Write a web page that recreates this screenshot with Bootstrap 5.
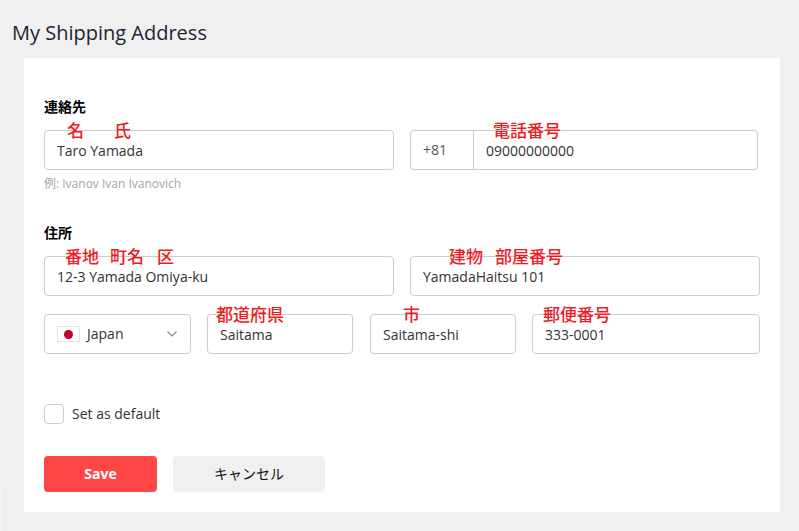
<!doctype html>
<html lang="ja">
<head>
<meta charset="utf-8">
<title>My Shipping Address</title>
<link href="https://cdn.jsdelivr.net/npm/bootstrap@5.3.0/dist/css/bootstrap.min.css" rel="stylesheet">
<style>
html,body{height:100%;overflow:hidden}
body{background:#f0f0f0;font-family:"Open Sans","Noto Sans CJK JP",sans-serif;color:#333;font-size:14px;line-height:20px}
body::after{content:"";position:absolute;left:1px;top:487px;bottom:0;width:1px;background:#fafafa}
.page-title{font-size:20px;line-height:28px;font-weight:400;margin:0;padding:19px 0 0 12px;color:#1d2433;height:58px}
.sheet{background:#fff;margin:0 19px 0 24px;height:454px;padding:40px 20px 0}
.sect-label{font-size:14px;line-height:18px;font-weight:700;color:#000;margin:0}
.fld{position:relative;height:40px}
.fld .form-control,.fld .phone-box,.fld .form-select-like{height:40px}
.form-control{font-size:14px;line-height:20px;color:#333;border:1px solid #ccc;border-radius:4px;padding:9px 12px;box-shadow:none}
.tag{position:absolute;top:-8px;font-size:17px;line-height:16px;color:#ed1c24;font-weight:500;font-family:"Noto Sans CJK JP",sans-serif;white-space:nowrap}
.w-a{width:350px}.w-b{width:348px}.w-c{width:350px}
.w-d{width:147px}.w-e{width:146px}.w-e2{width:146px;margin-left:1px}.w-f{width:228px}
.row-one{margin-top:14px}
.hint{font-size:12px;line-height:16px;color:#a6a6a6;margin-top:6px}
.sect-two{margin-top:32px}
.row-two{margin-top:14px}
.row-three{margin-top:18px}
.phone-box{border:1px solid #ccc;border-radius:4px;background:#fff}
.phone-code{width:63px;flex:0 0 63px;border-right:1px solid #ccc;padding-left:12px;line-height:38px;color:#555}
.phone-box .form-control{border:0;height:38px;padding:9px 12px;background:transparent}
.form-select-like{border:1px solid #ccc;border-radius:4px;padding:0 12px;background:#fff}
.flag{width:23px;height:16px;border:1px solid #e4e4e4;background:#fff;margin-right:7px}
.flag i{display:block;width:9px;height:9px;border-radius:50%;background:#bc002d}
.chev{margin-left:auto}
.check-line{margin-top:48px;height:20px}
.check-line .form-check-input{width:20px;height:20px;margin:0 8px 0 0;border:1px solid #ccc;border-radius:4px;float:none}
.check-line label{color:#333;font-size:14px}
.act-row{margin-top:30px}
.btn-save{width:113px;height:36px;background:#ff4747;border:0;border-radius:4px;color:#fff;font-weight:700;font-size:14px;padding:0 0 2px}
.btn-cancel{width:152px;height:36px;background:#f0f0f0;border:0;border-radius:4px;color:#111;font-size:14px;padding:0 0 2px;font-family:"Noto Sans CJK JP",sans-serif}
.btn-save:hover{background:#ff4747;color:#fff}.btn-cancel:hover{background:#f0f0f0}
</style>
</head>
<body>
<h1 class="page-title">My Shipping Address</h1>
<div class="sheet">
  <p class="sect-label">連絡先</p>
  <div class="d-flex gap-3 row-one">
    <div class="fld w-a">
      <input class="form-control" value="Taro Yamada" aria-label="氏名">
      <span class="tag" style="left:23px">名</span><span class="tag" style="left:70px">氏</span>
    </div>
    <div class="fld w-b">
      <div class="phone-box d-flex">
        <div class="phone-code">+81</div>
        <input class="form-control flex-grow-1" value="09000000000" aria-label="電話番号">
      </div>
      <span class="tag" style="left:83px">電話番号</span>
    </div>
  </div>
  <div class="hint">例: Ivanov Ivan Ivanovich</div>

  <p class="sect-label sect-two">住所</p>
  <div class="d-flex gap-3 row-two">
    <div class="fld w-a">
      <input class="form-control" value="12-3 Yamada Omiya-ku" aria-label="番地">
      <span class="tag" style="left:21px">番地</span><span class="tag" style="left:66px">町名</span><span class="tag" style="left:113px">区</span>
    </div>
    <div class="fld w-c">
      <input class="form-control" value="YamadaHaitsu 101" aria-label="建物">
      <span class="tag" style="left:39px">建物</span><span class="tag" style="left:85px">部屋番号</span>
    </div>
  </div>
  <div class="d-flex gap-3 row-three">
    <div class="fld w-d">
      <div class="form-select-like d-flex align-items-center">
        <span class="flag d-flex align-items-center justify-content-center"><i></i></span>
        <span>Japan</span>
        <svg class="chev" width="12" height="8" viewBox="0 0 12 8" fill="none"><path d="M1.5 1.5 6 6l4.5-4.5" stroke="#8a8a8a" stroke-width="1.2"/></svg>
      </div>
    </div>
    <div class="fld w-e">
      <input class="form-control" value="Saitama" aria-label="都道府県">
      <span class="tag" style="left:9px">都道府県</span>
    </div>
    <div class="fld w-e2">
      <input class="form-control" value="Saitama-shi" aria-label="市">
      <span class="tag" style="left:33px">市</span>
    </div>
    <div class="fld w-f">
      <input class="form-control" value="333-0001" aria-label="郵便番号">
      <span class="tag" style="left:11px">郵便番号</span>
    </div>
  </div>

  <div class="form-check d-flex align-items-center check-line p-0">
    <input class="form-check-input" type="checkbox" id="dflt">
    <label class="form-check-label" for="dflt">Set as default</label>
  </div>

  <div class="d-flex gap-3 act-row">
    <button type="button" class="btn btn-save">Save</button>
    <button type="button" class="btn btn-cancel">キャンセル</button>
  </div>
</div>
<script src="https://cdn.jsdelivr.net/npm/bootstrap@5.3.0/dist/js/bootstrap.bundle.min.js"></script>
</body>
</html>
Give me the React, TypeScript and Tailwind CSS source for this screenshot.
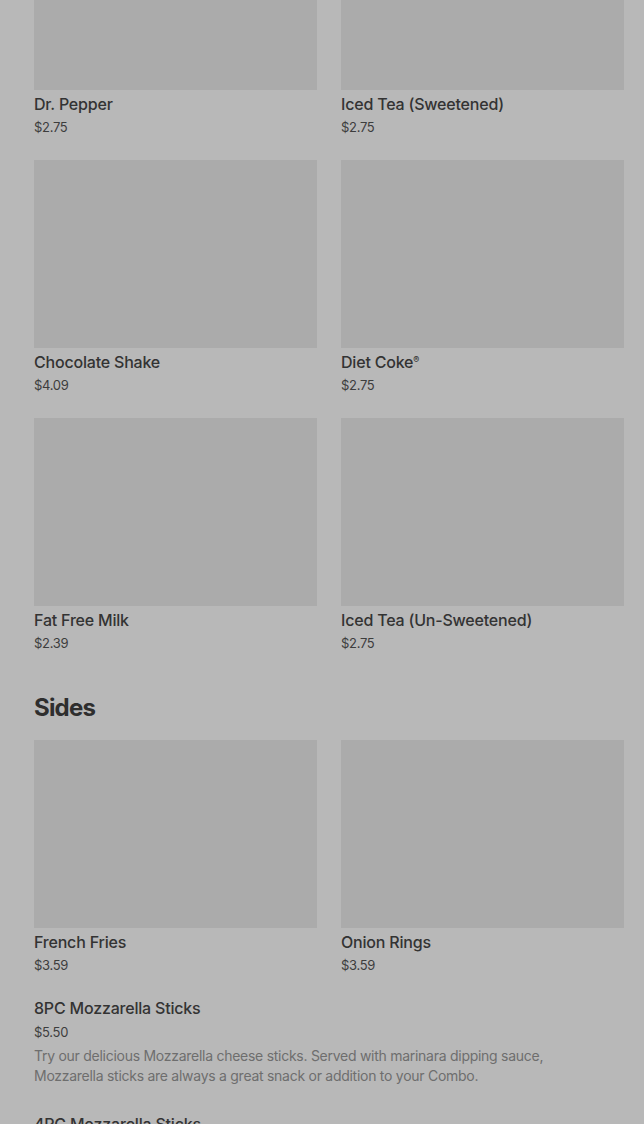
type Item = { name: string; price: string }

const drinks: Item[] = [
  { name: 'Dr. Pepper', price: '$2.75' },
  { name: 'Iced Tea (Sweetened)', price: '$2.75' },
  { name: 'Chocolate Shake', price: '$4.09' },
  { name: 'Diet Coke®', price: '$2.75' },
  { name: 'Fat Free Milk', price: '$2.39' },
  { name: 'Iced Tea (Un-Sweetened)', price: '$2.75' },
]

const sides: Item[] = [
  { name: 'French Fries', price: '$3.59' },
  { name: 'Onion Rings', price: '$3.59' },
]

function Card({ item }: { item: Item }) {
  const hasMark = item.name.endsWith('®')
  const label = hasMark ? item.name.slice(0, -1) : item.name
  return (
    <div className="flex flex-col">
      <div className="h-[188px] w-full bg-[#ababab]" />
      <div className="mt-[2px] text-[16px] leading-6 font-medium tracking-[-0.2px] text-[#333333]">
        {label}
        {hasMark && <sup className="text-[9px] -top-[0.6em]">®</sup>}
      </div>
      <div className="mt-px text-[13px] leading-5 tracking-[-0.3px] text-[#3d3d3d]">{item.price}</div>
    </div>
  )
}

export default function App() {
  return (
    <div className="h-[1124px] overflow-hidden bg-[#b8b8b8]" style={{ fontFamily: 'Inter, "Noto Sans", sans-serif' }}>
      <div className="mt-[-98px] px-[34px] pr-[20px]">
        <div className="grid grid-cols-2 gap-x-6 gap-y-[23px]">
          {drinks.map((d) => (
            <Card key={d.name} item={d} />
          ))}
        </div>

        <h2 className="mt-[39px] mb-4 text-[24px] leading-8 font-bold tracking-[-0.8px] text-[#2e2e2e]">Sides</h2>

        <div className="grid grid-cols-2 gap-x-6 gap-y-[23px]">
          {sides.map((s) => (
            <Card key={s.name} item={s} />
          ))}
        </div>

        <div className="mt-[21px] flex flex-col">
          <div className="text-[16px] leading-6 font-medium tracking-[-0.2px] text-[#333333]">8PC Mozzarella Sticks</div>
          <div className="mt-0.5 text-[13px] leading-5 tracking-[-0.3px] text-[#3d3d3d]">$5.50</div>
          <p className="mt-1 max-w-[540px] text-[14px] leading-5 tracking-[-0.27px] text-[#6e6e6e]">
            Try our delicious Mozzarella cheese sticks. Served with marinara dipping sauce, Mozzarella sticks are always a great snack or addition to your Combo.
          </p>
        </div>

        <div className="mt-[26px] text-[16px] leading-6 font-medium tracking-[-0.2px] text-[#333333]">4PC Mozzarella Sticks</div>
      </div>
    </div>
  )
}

**TASK TO CARRY OUT:**
Go through the listing above and locate each line that holds the word "screenshot". Copy those lines.

**TASK RESPONSE:**
Write a web page that recreates this screenshot with Bootstrap 5.
Give me the React, TypeScript and Tailwind CSS source for this screenshot.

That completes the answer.